Partha Polke, an activist who closely works with the Dalits in Satara and also runs this facility, says that the move should help both the boy and his grandmother. “But Lakhan needs a lot of attention as he will be the only child in my facility who isn’t independent. We first need to focus on his development to make him self-reliant. After that his education and future will be taken care of.” The facility has a majority of deaf-and-mute students, with a few who suffer from mental disabilities.

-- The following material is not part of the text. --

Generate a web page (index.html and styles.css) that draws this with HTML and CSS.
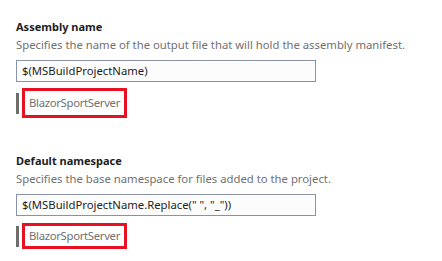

With the paperwork nearly done and permission from the Child Welfare Committee at the Dongri shelter obtained for the transfer, Mutha is planning to get Lakhan admitted by Sunday. “It wasn’t easy to find a suitable place for the boy. The city is lacking in facilities for people who suffer from disorders like Lakhan’s. And the ones that are already there were either full to capacity and couldn’t take him on, or were demanding a high admission fee, which was very difficult to arrange for. But we are all happy that everything’s worked out well for Lakhan in the end,” she said.